GSA-SNP and i-GSEA4GWAS
The GO database was downloaded from the Gene Ontology Consortium (12,902 terms) [11], and the KEGG pathway database was downloaded from the KEGG (311 terms) [12].
For both databases, only the gene sets having 10-200 member genes were used (3534 GO and 211 KEGG terms). For both GSA-SNP and i-GSEA4GWAS, 20-kb padding was added to both ends of each gene. Usually, these methods, like i-GSEA4GWAS, pick up the best p-value and assign it to the encompassing gene. On the contrary, GSA-SNP allows one to choose different schemes for assigning the SNP p-values to each gene: either the best or the second best p-value within the gene boundary. Choosing the second best p-value has been recommended, as it may reduce the false positive associations with little loss of sensitivity [4].
For GSA-SNP, we downloaded the standalone program (as of Jan. 2011) and executed it locally. For i-GSEA4GWAS, we used the web server version by uploading the SNP p-values. GSA-SNP allows several approaches of evaluating gene set significance. While other approaches require p-values from permutation tests, Z-standardization requires no permuted p-values. The score of a gene is defined as -log of the p-value assigned to the gene. For each gene set, the scores of its member genes are averaged, and the Z-statistics of these scores are used to estimate the significance under the assumption of a normal distribution.

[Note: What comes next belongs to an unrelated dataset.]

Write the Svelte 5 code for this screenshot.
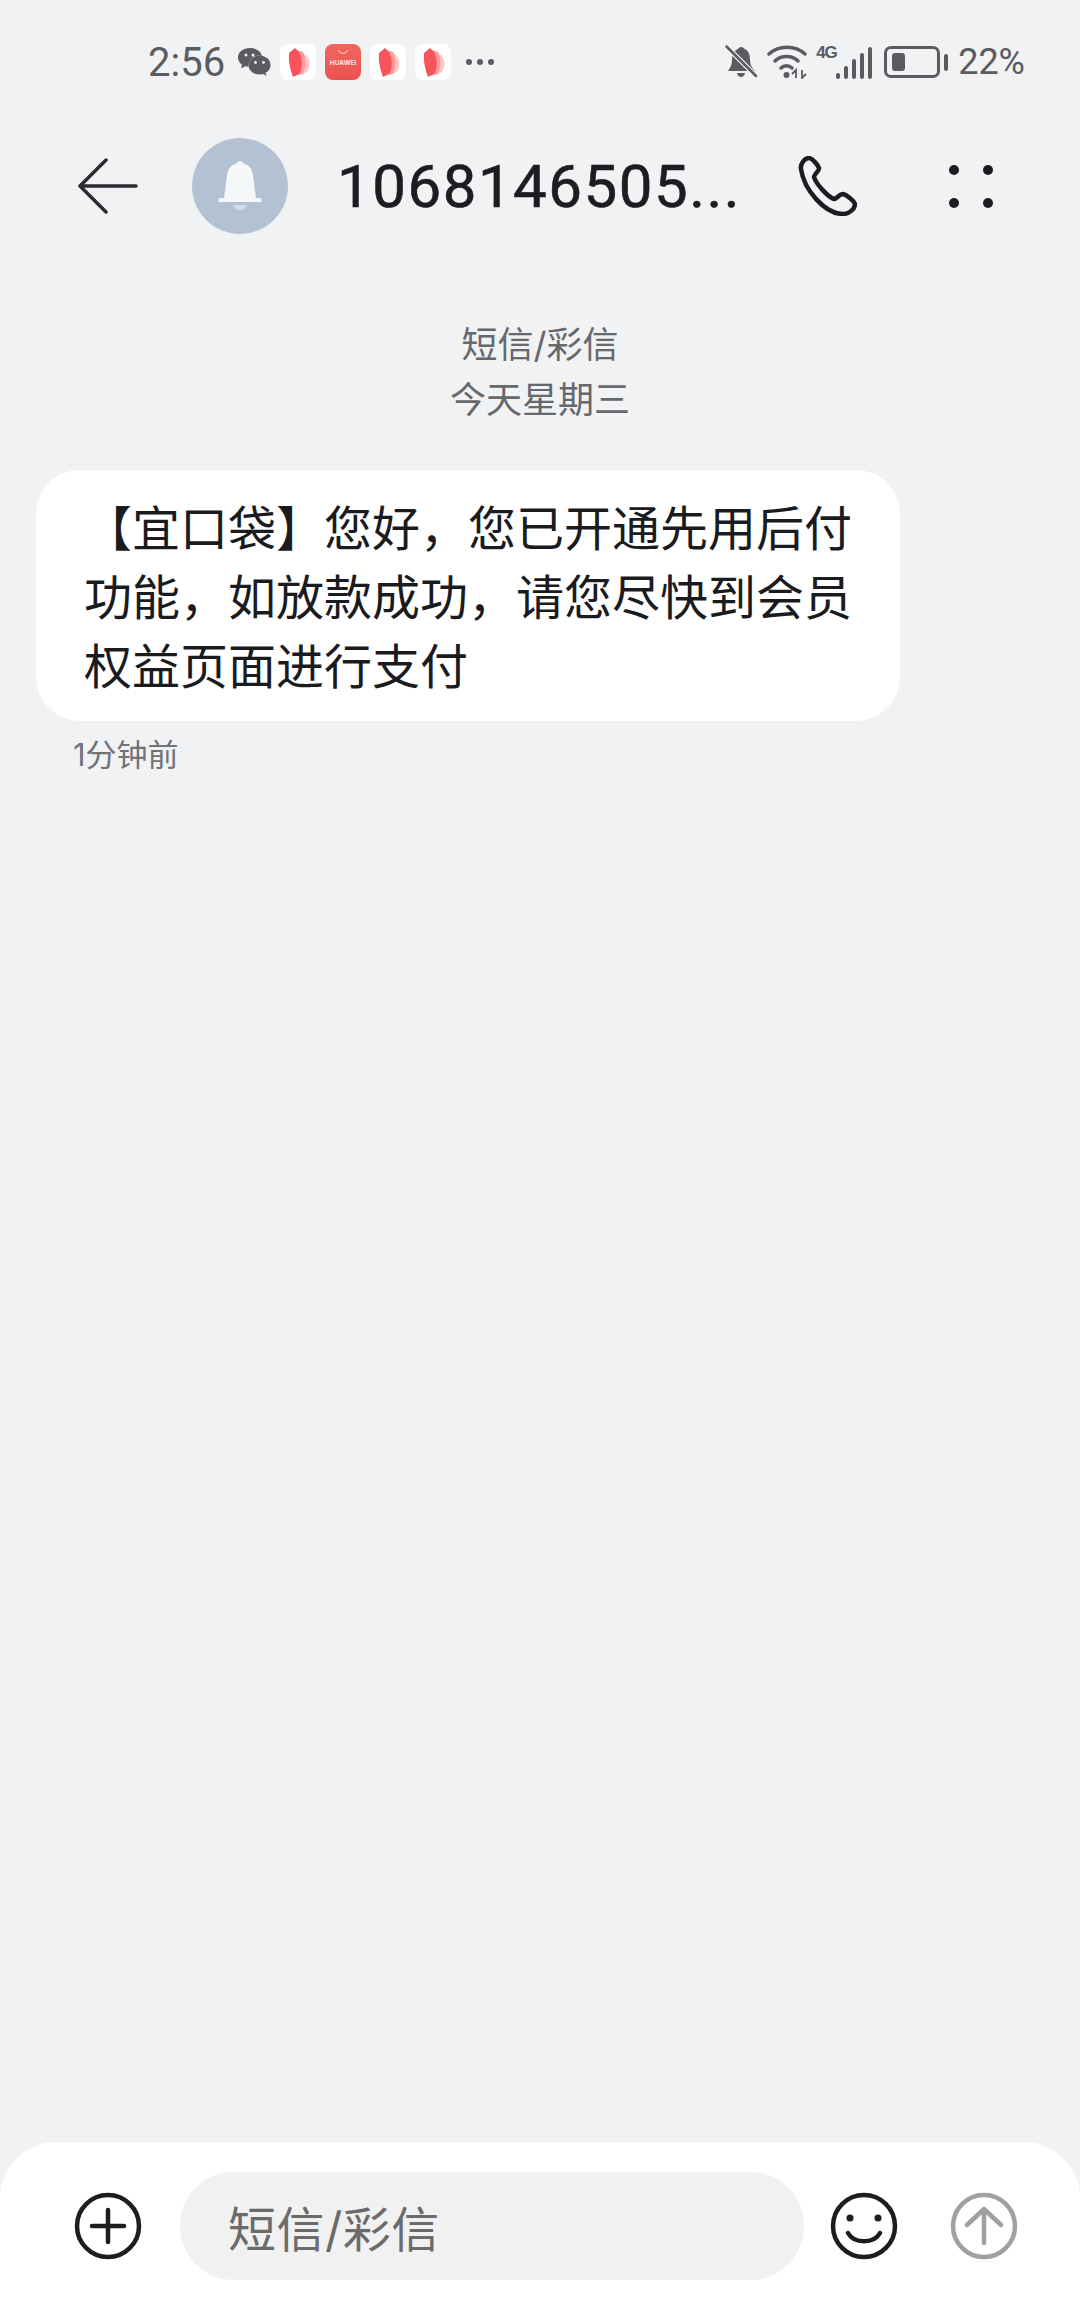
<script>
  const fanIcons = [0, 1, 2];
</script>

{#snippet fan()}
  <span class="app-tile">
    <svg width="36" height="36" viewBox="0 0 36 36">
      <path d="M21 8L27 12Q32 20 27 28L22 30Z" fill="#fbc6c6" />
      <path d="M17 6L23 8Q28 18 23 30L15 32Z" fill="#fb9a9c" />
      <path d="M9 9L15 4L19 8Q24 18 20 29L13 33Q8 20 9 9Z" fill="#f6535a" />
    </svg>
  </span>
{/snippet}

<div class="page">
  <div class="status">
    <div class="status-left">
      <span class="time">2:56</span>
      <svg class="wechat" width="34" height="30" viewBox="0 0 34 30">
        <path d="M13 1C6 1 1 5 1 10.500C1 13.500 2.500 16 5 17.800L4 21.500L8.200 19.300C9.200 19.600 10.500 19.800 11.500 19.800C11 10 20 7 25 9C24 4.500 19 1 13 1Z" fill="#5a5c60" />
        <ellipse cx="22.500" cy="18" rx="11" ry="9.500" fill="#5a5c60" />
        <path d="M28 25L30 29L25 26.500Z" fill="#5a5c60" />
        <circle cx="9" cy="8" r="1.500" fill="#f1f2f4" />
        <circle cx="16" cy="8" r="1.500" fill="#f1f2f4" />
        <circle cx="18.500" cy="15.500" r="1.400" fill="#f1f2f4" />
        <circle cx="26.500" cy="15.500" r="1.400" fill="#f1f2f4" />
      </svg>
      <div class="apps">
        {@render fan()}
        <span class="huawei">
          <svg width="14" height="7" viewBox="0 0 14 7"><path d="M2 1Q7 8 12 1" fill="none" stroke="#fff" stroke-width="1" opacity="0.8" /></svg>
          <span class="huawei-name">HUAWEI</span>
        </span>
        {#each fanIcons.slice(0, 2) as i (i)}
          {@render fan()}
        {/each}
      </div>
      <span class="more"><i></i><i></i><i></i></span>
    </div>
    <div class="status-right">
      <svg width="33" height="34" viewBox="0 0 33 34">
        <path d="M16 2C18 2 19 3 19.500 4C24 6 25 10 25 15C25 20 27 23 30 26H3C5 23 7 20 7 15C7 9 10 5 13 4C13.500 3 14.500 2 16 2Z" fill="#5a5c60" />
        <path d="M12 28H20C19.500 31 17.500 32 16 32C14.500 32 12.500 31 12 28Z" fill="#5a5c60" />
        <path d="M2 2L31 31" stroke="#f1f2f4" stroke-width="5" />
        <path d="M1.500 1.500L31 31" stroke="#5a5c60" stroke-width="2.500" stroke-linecap="round" />
      </svg>
      <svg class="wifi" width="40" height="34" viewBox="0 0 40 34">
        <path d="M2 9C12 0 28 0 38 9" fill="none" stroke="#5a5c60" stroke-width="3.500" stroke-linecap="round" />
        <path d="M8 16C14 10 25 10 31 16" fill="none" stroke="#5a5c60" stroke-width="3.500" stroke-linecap="round" />
        <path d="M14 23C17 20 22 20 25 23" fill="none" stroke="#5a5c60" stroke-width="3.500" stroke-linecap="round" />
        <circle cx="19.500" cy="30" r="3" fill="#5a5c60" />
        <path d="M29 33V25M25 29L29 25V33M35 25V33L39 29" fill="none" stroke="#5a5c60" stroke-width="1.800" />
      </svg>
      <div class="cell">
        <span class="net">4G</span>
        <div class="bars">
          <i style="height: 6px"></i><i style="height: 13px"></i><i style="height: 20px"></i><i style="height: 26px"></i><i style="height: 32px"></i>
        </div>
      </div>
      <div class="battery">
        <div class="battery-body"><div class="battery-fill" style="width: 22%"></div></div>
        <div class="battery-nub"></div>
      </div>
      <span class="percent">22%</span>
    </div>
  </div>

  <header class="header">
    <svg class="back" width="60" height="56" viewBox="0 0 60 56">
      <path d="M58 28H2M28 2L2 28L28 54" fill="none" stroke="#2b2c2f" stroke-width="3.500" stroke-linecap="round" stroke-linejoin="round" />
    </svg>
    <div class="avatar">
      <svg width="48" height="52" viewBox="0 0 48 52">
        <path d="M24 1C26 1 27 2 27.500 3.500C33 5 36 9 37 15L40 38H44C46 38 46.500 42 44 42H4C1.500 42 2 38 4 38H8L11 15C12 9 15 5 20.500 3.500C21 2 22 1 24 1Z" fill="#f5f7f9" />
        <path d="M17 45H31C30 49 27 50 24 50C21 50 18 49 17 45Z" fill="#d3dce5" />
      </svg>
    </div>
    <h1 class="title">1068146505...</h1>
    <svg class="phone" width="60" height="60" viewBox="0 0 60 60">
      <path d="M4 13C3 9 7 2 12 2C15 2 21 9 22 12C22.500 15 17 18 17 21C19 28 31 41 37 43C40 43 42 38 46 38C50 39 57 45 58 48C58 53 52 58 46 58C28 58 7 34 4 13Z" fill="none" stroke="#1c1d20" stroke-width="4.500" stroke-linejoin="round" />
    </svg>
    <div class="dots"><i></i><i></i><i></i><i></i></div>
  </header>

  <main class="thread">
    <div class="date">
      <div>短信/彩信</div>
      <div>今天星期三</div>
    </div>
    <div class="bubble">【宜口袋】您好，您已开通先用后付功能，如放款成功，请您尽快到会员权益页面进行支付</div>
    <div class="sent">1分钟前</div>
  </main>

  <footer class="composer">
    <svg width="68" height="68" viewBox="0 0 68 68">
      <circle cx="34" cy="34" r="31" fill="none" stroke="#1c1d20" stroke-width="4.500" />
      <path d="M18 34H50M34 18V50" stroke="#1c1d20" stroke-width="4.500" stroke-linecap="round" />
    </svg>
    <div class="input">短信/彩信</div>
    <svg class="smile" width="68" height="68" viewBox="0 0 68 68">
      <circle cx="34" cy="34" r="31" fill="none" stroke="#1c1d20" stroke-width="4.500" />
      <circle cx="20" cy="26" r="3.500" fill="#1c1d20" />
      <circle cx="48" cy="26" r="3.500" fill="#1c1d20" />
      <path d="M18 41C24 52 44 52 50 41" fill="none" stroke="#1c1d20" stroke-width="4.500" stroke-linecap="round" />
    </svg>
    <svg width="68" height="68" viewBox="0 0 68 68">
      <circle cx="34" cy="34" r="31" fill="none" stroke="#a0a0a0" stroke-width="4.500" />
      <path d="M34 51V18M17 33L34 17L51 33" fill="none" stroke="#a0a0a0" stroke-width="4.500" stroke-linecap="round" stroke-linejoin="round" />
    </svg>
  </footer>
</div>

<style>
  :global(body) {
    margin: 0;
    background: #f1f2f4;
  }

  .page {
    width: 1080px;
    height: 2310px;
    display: flex;
    flex-direction: column;
    background: #f1f2f4;
    font-family: Inter, "Noto Sans CJK SC", sans-serif;
    overflow: hidden;
  }

  .status {
    display: flex;
    justify-content: space-between;
    align-items: center;
    height: 36px;
    margin-top: 44px;
    padding: 0 55px 0 148px;
    color: #5a5c60;
  }

  .status-left,
  .status-right {
    display: flex;
    align-items: center;
  }

  .time {
    font-size: 40px;
    width: 89px;
    font-family: Roboto, sans-serif;
  }

  .wechat {
    margin-right: 9px;
  }

  .apps {
    display: flex;
    gap: 9px;
  }

  .app-tile {
    display: flex;
    width: 36px;
    height: 36px;
    background: #fff;
    border-radius: 8px;
  }

  .huawei {
    display: flex;
    flex-direction: column;
    align-items: center;
    width: 36px;
    height: 36px;
    padding-top: 5px;
    box-sizing: border-box;
    background: linear-gradient(#f3655f, #e9524f);
    border-radius: 8px;
  }

  .huawei-name {
    margin-top: 3px;
    font-size: 6.500px;
    font-weight: 700;
    line-height: 8px;
    color: #ffe3e0;
  }

  .more {
    display: flex;
    gap: 5px;
    margin-left: 15px;
  }

  .more i {
    width: 6px;
    height: 6px;
    background: #5a5c60;
    border-radius: 50%;
  }

  .wifi {
    margin-left: 9px;
  }

  .cell {
    display: flex;
    align-items: flex-end;
    margin-left: 9px;
    height: 34px;
  }

  .net {
    align-self: flex-start;
    font-family: "Liberation Sans", sans-serif;
    font-size: 17px;
    font-weight: 700;
    line-height: 16px;
    width: 20px;
    letter-spacing: -1px;
  }

  .bars {
    display: flex;
    align-items: flex-end;
    gap: 4px;
  }

  .bars i {
    width: 4px;
    background: #5a5c60;
    border-radius: 2px;
  }

  .battery {
    display: flex;
    align-items: center;
    margin-left: 12px;
  }

  .battery-body {
    width: 56px;
    height: 32px;
    box-sizing: border-box;
    padding: 4px 5px;
    border: 3px solid #5a5c60;
    border-radius: 7px;
  }

  .battery-fill {
    height: 100%;
    min-width: 13px;
    background: #5a5c60;
    border-radius: 3px;
  }

  .battery-nub {
    width: 4px;
    height: 17px;
    margin-left: 4px;
    background: #5a5c60;
    border-radius: 2px;
  }

  .percent {
    margin-left: 10px;
    font-family: Roboto, sans-serif;
    font-size: 36px;
  }

  .header {
    display: flex;
    align-items: center;
    height: 130px;
    margin-top: 41px;
    padding-left: 78px;
  }

  .avatar {
    display: flex;
    align-items: center;
    justify-content: center;
    width: 96px;
    height: 96px;
    margin-left: 54px;
    background: #b3c2d2;
    border-radius: 50%;
  }

  .title {
    width: 460px;
    margin: 0 0 0 49px;
    font-size: 60px;
    font-weight: 400;
    color: #1c1d20;
    white-space: nowrap;
    font-family: Roboto, sans-serif;
    letter-spacing: 1.500px;
    -webkit-text-stroke: 0.6px #1c1d20;
  }

  .dots {
    display: grid;
    grid-template-columns: 10px 10px;
    column-gap: 24px;
    row-gap: 23px;
    margin-left: 92px;
  }

  .dots i {
    width: 10px;
    height: 10px;
    background: #1c1d20;
    border-radius: 50%;
  }

  .thread {
    flex: 1;
    padding-top: 67px;
  }

  .date {
    font-size: 36px;
    line-height: 55px;
    text-align: center;
    color: #66686c;
  }

  .bubble {
    width: 864px;
    box-sizing: border-box;
    margin: 42px 0 0 36px;
    padding: 24px 46px 20px 48px;
    font-size: 48px;
    line-height: 69px;
    color: #1a1b1e;
    background: #fff;
    border-radius: 44px;
  }

  .sent {
    margin: 14px 0 0 73px;
    font-size: 31px;
    line-height: 40px;
    color: #717378;
  }

  .composer {
    display: flex;
    align-items: center;
    height: 168px;
    padding: 0 62px 0 74px;
    box-sizing: border-box;
    background: #fff;
    border-radius: 56px 56px 0 0;
  }

  .input {
    display: flex;
    align-items: center;
    width: 624px;
    height: 108px;
    box-sizing: border-box;
    margin-left: 38px;
    padding-left: 48px;
    font-size: 48px;
    letter-spacing: 0.500px;
    color: #6b6b6b;
    background: #f1f1f2;
    border-radius: 54px;
  }

  .smile {
    margin: 0 52px 0 26px;
  }
</style>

The effect of multiple testing is corrected by the false discovery rate (FDR) method [13]. On the other hand, i-GSEA4GWAS compares the distribution of the member gene scores of a gene set to all the genes using K-S statistics and corrects the multiple testing effect using FDR that is based on SNP permutation tests. Variation in the number of member genes among gene sets is taken care of by multiplying a ratio of 'highly significant' genes in a gene set relative to those among all genes. Here, the 'highly significant' genes are defined as the genes that map with at least one of the top 5% of all SNPs in the dataset.